> **SUPPLIED DATA**

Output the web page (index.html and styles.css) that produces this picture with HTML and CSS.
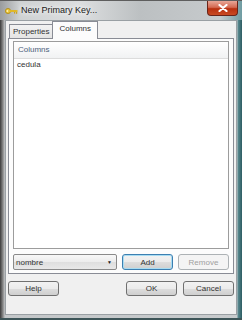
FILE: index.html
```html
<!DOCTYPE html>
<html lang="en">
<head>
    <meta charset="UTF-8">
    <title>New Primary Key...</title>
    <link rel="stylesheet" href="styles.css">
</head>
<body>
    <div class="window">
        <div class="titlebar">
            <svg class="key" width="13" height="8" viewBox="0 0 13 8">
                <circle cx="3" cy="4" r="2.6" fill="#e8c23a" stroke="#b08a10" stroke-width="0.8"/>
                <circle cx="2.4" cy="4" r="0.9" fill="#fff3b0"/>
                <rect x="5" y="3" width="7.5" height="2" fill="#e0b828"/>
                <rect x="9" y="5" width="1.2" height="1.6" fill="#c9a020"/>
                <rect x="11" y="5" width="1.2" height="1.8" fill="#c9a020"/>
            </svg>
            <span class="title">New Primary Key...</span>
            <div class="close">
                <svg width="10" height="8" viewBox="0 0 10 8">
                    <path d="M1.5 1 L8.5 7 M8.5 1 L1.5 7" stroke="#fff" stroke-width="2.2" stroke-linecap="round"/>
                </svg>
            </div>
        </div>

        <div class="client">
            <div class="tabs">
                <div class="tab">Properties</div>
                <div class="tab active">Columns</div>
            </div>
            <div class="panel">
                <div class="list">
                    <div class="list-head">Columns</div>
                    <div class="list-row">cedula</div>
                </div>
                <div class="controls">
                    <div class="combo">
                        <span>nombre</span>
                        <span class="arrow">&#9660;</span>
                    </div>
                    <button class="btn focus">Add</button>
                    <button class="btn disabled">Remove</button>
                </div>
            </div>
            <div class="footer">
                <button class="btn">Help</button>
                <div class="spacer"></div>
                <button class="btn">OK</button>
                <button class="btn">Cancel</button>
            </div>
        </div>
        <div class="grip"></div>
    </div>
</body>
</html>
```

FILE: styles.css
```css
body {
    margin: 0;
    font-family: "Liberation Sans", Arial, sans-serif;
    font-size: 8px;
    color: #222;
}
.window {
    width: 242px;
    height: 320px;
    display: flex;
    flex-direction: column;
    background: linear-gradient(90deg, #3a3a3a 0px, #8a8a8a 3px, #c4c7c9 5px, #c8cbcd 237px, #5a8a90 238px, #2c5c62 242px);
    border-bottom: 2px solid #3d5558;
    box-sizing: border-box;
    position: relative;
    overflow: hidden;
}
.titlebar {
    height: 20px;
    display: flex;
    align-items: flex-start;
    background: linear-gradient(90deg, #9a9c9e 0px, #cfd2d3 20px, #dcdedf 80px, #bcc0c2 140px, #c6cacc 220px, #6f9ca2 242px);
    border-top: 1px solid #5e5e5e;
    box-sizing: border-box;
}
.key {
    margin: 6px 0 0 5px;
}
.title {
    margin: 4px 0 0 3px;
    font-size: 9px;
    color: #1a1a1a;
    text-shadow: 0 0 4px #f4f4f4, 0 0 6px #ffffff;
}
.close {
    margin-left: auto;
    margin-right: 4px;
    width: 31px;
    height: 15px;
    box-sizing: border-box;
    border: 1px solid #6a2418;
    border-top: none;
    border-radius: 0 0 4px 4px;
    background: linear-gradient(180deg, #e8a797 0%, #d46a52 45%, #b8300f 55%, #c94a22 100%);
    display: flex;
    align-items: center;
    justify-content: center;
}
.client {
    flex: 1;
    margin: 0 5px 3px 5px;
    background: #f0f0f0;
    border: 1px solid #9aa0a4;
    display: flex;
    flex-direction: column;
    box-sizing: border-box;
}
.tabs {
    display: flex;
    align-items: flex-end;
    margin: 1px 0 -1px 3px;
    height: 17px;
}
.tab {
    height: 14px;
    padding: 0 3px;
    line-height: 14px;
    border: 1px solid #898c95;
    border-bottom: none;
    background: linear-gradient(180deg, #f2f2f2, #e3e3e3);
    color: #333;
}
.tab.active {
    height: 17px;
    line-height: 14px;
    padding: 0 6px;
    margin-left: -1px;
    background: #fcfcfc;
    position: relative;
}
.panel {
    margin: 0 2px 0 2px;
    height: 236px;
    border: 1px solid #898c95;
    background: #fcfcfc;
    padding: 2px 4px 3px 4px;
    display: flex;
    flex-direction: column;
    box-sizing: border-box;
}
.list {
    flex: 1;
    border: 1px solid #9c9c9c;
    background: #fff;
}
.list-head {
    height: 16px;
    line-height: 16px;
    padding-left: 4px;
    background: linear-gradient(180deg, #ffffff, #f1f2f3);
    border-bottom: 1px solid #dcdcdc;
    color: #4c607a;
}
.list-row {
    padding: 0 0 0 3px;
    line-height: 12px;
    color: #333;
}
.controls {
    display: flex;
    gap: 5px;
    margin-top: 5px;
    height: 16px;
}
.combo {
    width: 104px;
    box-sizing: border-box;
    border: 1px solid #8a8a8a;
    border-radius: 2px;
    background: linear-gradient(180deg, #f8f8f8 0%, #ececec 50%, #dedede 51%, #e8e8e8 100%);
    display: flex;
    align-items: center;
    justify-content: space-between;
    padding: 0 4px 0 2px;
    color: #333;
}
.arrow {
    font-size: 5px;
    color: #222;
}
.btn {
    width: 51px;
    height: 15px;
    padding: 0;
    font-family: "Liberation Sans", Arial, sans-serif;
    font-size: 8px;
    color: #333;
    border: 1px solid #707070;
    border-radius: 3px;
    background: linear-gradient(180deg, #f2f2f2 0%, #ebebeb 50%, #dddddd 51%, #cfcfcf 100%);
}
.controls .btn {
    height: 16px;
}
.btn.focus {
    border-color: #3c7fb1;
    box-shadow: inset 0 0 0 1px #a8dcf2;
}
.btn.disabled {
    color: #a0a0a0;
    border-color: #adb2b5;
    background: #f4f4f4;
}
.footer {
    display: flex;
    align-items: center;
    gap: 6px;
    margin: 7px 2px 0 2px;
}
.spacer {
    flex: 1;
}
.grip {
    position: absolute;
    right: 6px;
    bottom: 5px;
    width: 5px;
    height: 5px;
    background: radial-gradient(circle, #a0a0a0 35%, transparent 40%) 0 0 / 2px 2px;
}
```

* * *

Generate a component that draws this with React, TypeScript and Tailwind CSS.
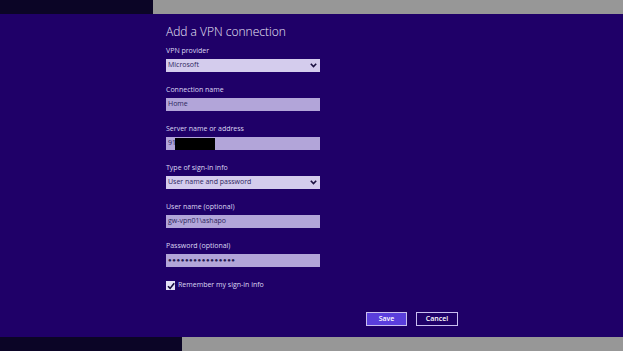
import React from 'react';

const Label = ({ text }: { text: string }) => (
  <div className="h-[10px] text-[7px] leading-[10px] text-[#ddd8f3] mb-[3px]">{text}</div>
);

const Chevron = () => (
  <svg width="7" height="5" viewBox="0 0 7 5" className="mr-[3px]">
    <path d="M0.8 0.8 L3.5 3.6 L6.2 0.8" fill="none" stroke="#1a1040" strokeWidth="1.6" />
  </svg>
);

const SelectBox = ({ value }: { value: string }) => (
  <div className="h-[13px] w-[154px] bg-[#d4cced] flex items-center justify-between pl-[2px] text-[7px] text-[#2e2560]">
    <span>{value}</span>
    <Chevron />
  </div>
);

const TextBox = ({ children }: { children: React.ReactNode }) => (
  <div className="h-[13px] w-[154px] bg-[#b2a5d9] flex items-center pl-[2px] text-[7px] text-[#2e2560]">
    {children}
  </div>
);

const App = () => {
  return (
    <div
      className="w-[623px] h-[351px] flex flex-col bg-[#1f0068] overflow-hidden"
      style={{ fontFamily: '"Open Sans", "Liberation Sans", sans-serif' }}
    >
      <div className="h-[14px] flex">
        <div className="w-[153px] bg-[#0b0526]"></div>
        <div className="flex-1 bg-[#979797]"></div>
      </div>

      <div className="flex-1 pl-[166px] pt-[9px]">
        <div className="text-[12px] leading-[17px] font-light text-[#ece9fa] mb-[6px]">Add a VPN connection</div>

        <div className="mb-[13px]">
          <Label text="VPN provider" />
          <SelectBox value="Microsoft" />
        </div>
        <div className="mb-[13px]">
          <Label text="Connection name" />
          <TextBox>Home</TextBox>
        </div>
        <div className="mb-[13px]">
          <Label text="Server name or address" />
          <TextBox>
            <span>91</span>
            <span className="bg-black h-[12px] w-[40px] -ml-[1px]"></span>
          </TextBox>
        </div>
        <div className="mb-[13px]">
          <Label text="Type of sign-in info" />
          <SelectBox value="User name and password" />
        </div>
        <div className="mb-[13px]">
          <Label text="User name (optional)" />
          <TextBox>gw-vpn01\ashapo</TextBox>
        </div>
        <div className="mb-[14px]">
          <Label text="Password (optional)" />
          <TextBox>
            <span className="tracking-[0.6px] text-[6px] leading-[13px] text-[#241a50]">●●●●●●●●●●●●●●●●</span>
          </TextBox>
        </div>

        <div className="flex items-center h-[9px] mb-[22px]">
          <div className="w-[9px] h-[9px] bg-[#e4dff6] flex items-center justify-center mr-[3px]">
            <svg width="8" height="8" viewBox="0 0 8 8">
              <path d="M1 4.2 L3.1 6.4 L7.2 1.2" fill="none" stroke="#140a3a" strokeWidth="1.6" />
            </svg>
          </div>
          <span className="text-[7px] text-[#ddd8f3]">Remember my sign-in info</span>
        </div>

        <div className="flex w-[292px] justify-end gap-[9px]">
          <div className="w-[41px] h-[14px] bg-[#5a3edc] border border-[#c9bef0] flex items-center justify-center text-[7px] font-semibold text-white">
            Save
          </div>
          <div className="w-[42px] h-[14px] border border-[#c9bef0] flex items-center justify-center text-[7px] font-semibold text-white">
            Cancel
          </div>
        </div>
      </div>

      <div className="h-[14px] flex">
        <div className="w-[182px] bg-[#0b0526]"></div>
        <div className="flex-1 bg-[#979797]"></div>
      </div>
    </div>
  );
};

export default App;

> **EXERCISE**
Identify every line above with the string "index" in it. Copy those lines.

> **RESULT OF THIS EXERCISE**
Output the web page (index.html and styles.css) that produces this picture with HTML and CSS.
FILE: index.html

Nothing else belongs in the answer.